In many cases, the militias are born as self-defense groups for threatened communities or are an expression of aspirations for autonomy: just look at many of the formations popping up locally to protect villages and cities in Syria, Libya and, in the past, Iraq, or the Syrian Kurdish militia YPG (People's Protection Units).



The bottom line is that these militias are born as armed forces, in a context civil war and of weak of political power, soon thereafter becoming the main players. The politicians of the regime as well as the opposition are forced to rely on these forces, with grave consequences. Many militia leaders then seek to obtain a political role for themselves. The next step is that of the legitimization, by the State, of these very militias.


This dynamic of political affirmation and legitimization also corresponds to a transformation of the militias, which become political parties and social movements rooted in the population. If, on the other hand, a militia is defeated over the course of a war, a different transformation takes place: a clandestine movement devoted to terrorist activities, as happened with various Iraqi Sunni, Baathist and Jihadist groups, and/or criminal groups, like al-Qaeda in the Maghreb.

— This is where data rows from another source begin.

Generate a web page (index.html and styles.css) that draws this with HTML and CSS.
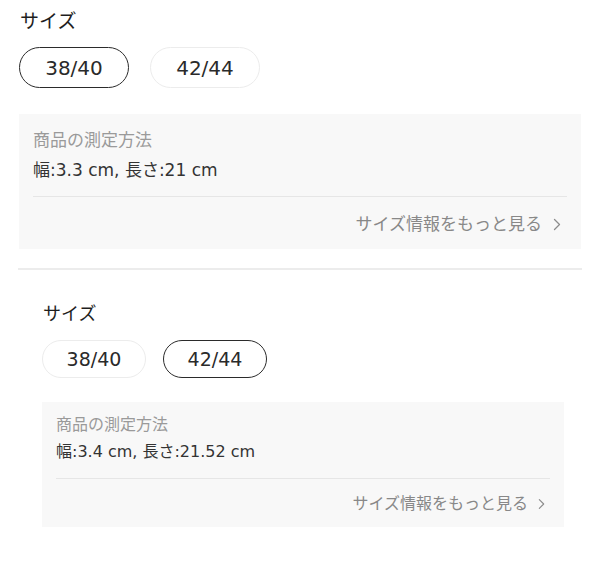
FILE: index.html
```html
<!DOCTYPE html>
<html lang="ja">
<head>
  <meta charset="UTF-8">
  <title>サイズ</title>
  <link rel="stylesheet" href="styles.css">
</head>
<body>
  <div class="page">
    <div class="size-block">
      <div class="size-label">サイズ</div>
      <div class="chips">
        <span class="chip selected">38/40</span>
        <span class="chip">42/44</span>
      </div>
      <div class="measure-box">
        <div class="measure-title">商品の測定方法</div>
        <div class="measure-value">幅:3.3 cm, 長さ:21 cm</div>
        <div class="measure-line"></div>
        <div class="more-link">
          サイズ情報をもっと見る
          <svg class="chevron" viewBox="0 0 8 13" width="8" height="13"><path d="M1.5 1.5 L6.5 6.5 L1.5 11.5" fill="none" stroke="currentColor" stroke-width="1.3" stroke-linecap="round" stroke-linejoin="round"/></svg>
        </div>
      </div>
    </div>

    <div class="split"></div>

    <div class="size-block small">
      <div class="size-label">サイズ</div>
      <div class="chips">
        <span class="chip">38/40</span>
        <span class="chip selected">42/44</span>
      </div>
      <div class="measure-box">
        <div class="measure-title">商品の測定方法</div>
        <div class="measure-value">幅:3.4 cm, 長さ:21.52 cm</div>
        <div class="measure-line"></div>
        <div class="more-link">
          サイズ情報をもっと見る
          <svg class="chevron" viewBox="0 0 8 13" width="7" height="12"><path d="M1.5 1.5 L6.5 6.5 L1.5 11.5" fill="none" stroke="currentColor" stroke-width="1.3" stroke-linecap="round" stroke-linejoin="round"/></svg>
        </div>
      </div>
    </div>
  </div>
</body>
</html>
```

FILE: styles.css
```css
body {
  margin: 0;
  padding: 0;
  background: #fff;
  font-family: "DejaVu Sans", "Noto Sans CJK JP", sans-serif;
  color: #222;
}

.page {
  width: 600px;
  height: 576px;
  overflow: hidden;
  background: #fff;
}

.size-block {
  padding: 9px 19px 0 19px;
}

.size-label {
  font-size: 19px;
  line-height: 24px;
  color: #1e1e1e;
  padding-left: 1px;
}

.chips {
  display: flex;
  gap: 21px;
  margin-top: 14px;
}

.chip {
  box-sizing: border-box;
  width: 110px;
  height: 41px;
  border: 1.5px solid #ececec;
  border-radius: 21px;
  display: flex;
  align-items: center;
  justify-content: center;
  font-size: 20px;
  color: #2a2a2a;
}

.chip.selected {
  border-color: #2b2b2b;
}

.measure-box {
  margin-top: 26px;
  background: #f8f8f8;
  padding: 15px 14px 13px 14px;
}

.measure-title {
  font-size: 17px;
  line-height: 22px;
  color: #9a9a9a;
}

.measure-value {
  font-size: 17px;
  line-height: 24px;
  margin-top: 7px;
  color: #333;
}

.measure-line {
  height: 1px;
  background: #e6e6e6;
  margin-top: 14px;
}

.more-link {
  margin-top: 15px;
  line-height: 24px;
  font-size: 17px;
  color: #888;
  display: flex;
  justify-content: flex-end;
  align-items: center;
  gap: 11px;
  padding-right: 6px;
}

.chevron {
  display: block;
  color: #8c8c8c;
}

.split {
  height: 2px;
  background: #ececec;
  margin: 19px 18px 0 18px;
}

/* second, slightly smaller copy */
.size-block.small {
  padding: 33px 36px 0 42px;
}

.small .size-label {
  font-size: 18px;
  line-height: 22px;
}

.small .chips {
  gap: 17px;
  margin-top: 15px;
}

.small .chip {
  width: 104px;
  height: 38px;
  font-size: 19px;
  border-radius: 19px;
}

.small .measure-box {
  margin-top: 24px;
  padding: 13px 14px 12px 14px;
}

.small .measure-title {
  font-size: 16px;
  line-height: 20px;
}

.small .measure-value {
  font-size: 16px;
  line-height: 22px;
  margin-top: 6px;
}

.small .measure-line {
  margin-top: 15px;
}

.small .more-link {
  font-size: 16px;
  line-height: 22px;
  margin-top: 14px;
  gap: 10px;
  padding-right: 5px;
}
```
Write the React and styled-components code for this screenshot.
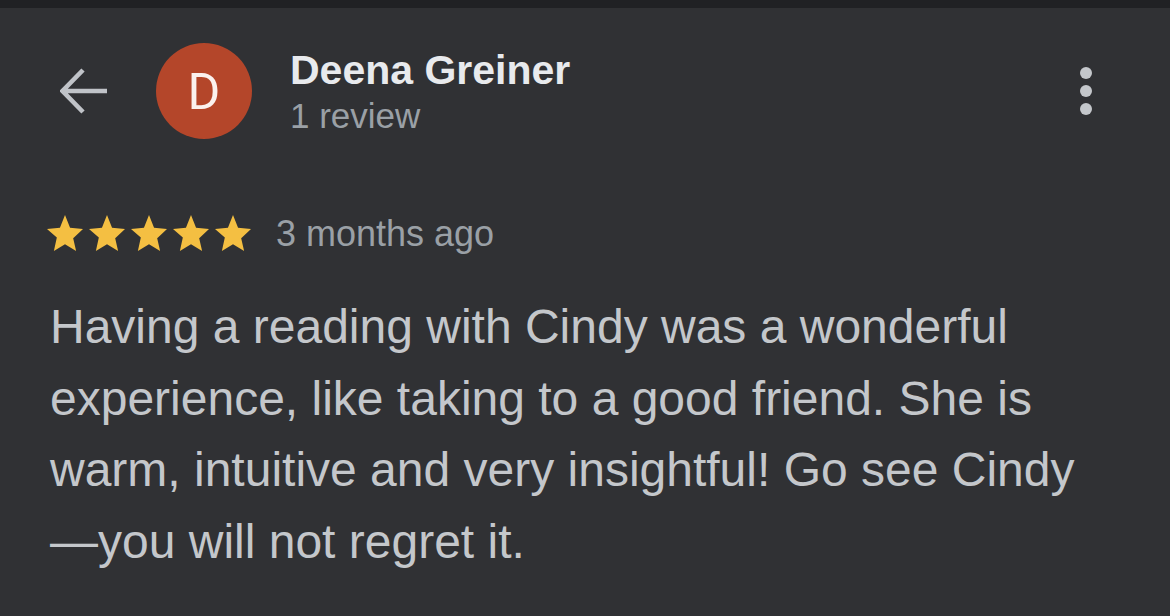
import React from "react";
import styled, { createGlobalStyle } from "styled-components";

const GlobalStyle = createGlobalStyle`
  html, body {
    margin: 0;
    padding: 0;
    background: #303134;
  }
  body {
    font-family: "Liberation Sans", Arial, sans-serif;
  }
`;

const Page = styled.div`
  width: 1170px;
  height: 616px;
  background: #303134;
  display: flex;
  flex-direction: column;
  overflow: hidden;
`;

const TopBand = styled.div`
  height: 8px;
  background: #202124;
`;

const Header = styled.div`
  display: flex;
  align-items: center;
  padding: 35px 78px 0 60px;
`;

const BackButton = styled.div`
  width: 48px;
  height: 48px;
  display: flex;
  color: #c0c3c8;
`;

const Avatar = styled.div`
  width: 96px;
  height: 96px;
  border-radius: 50%;
  background: #b4462a;
  margin-left: 48px;
  display: flex;
  align-items: center;
  justify-content: center;
  color: #fbf1ee;
  font-family: Roboto, "Liberation Sans", sans-serif;
  font-size: 50px;
  line-height: 1;
  padding-top: 2px;
  box-sizing: border-box;
`;

const Who = styled.div`
  display: flex;
  flex-direction: column;
  margin-left: 38px;
`;

const Name = styled.div`
  color: #e8eaed;
  font-weight: 700;
  font-size: 41px;
  line-height: 46px;
`;

const Sub = styled.div`
  color: #9aa0a6;
  font-size: 35px;
  line-height: 40px;
  margin-top: 3px;
`;

const Kebab = styled.div`
  margin-left: auto;
  display: flex;
  flex-direction: column;
  gap: 6px;
  margin-top: -1px;
`;

const Dot = styled.span`
  width: 12px;
  height: 12px;
  border-radius: 50%;
  background: #c4c7cb;
`;

const RatingRow = styled.div`
  display: flex;
  align-items: center;
  padding-left: 47px;
  margin-top: 74px;
  height: 40px;
`;

const Stars = styled.div`
  display: flex;
  gap: 6px;
`;

const When = styled.span`
  color: #9aa0a6;
  font-size: 36px;
  margin-left: 25px;
  margin-top: 1px;
`;

const Body = styled.p`
  margin: 38px 0 0;
  padding-left: 50px;
  color: #c4c7cb;
  font-size: 48px;
  line-height: 71.5px;
  white-space: nowrap;
`;

const Star = () => (
  <svg width="36" height="36" viewBox="2 1 20 20">
    <path
      fill="#f4bf42"
      d="M12 17.27L18.18 21l-1.64-7.03L22 8.75l-7.19-.61L12 1 9.19 8.14 2 8.75l5.46 4.73L5.82 21z"
    />
  </svg>
);

export default function App() {
  return (
    <Page>
      <GlobalStyle />
      <TopBand />
      <Header>
        <BackButton>
          <svg width="48" height="48" viewBox="0 0 48 48" fill="none">
            <path
              d="M47 24H3M23 3L2.5 24 23 45"
              stroke="currentColor"
              strokeWidth="4.6"
            />
          </svg>
        </BackButton>
        <Avatar>D</Avatar>
        <Who>
          <Name>Deena Greiner</Name>
          <Sub>1 review</Sub>
        </Who>
        <Kebab>
          <Dot />
          <Dot />
          <Dot />
        </Kebab>
      </Header>
      <RatingRow>
        <Stars>
          {[0, 1, 2, 3, 4].map((i) => (
            <Star key={i} />
          ))}
        </Stars>
        <When>3 months ago</When>
      </RatingRow>
      <Body>
        Having a reading with Cindy was a wonderful
        <br />
        experience, like taking to a good friend. She is
        <br />
        warm, intuitive and very insightful! Go see Cindy
        <br />
        —you will not regret it.
      </Body>
    </Page>
  );
}
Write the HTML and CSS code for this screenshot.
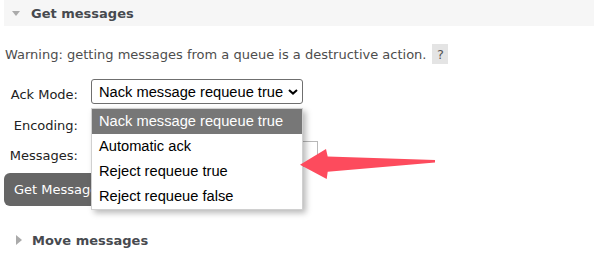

Therefore, the current crisis of the regimes or the weakness of the Middle Eastern governments, in a context of particularistic pushes, favors the affirmation of the militias. This dynamic, in addition to imposing the militias themselves as future leading political actors – yesterday in Lebanon and Iraq, tomorrow in Syria and Libya – will favor a sort of territorial and social “balkanization” of the Middle East, where, as is true in Lebanon, internal political balance will be fragile and precarious.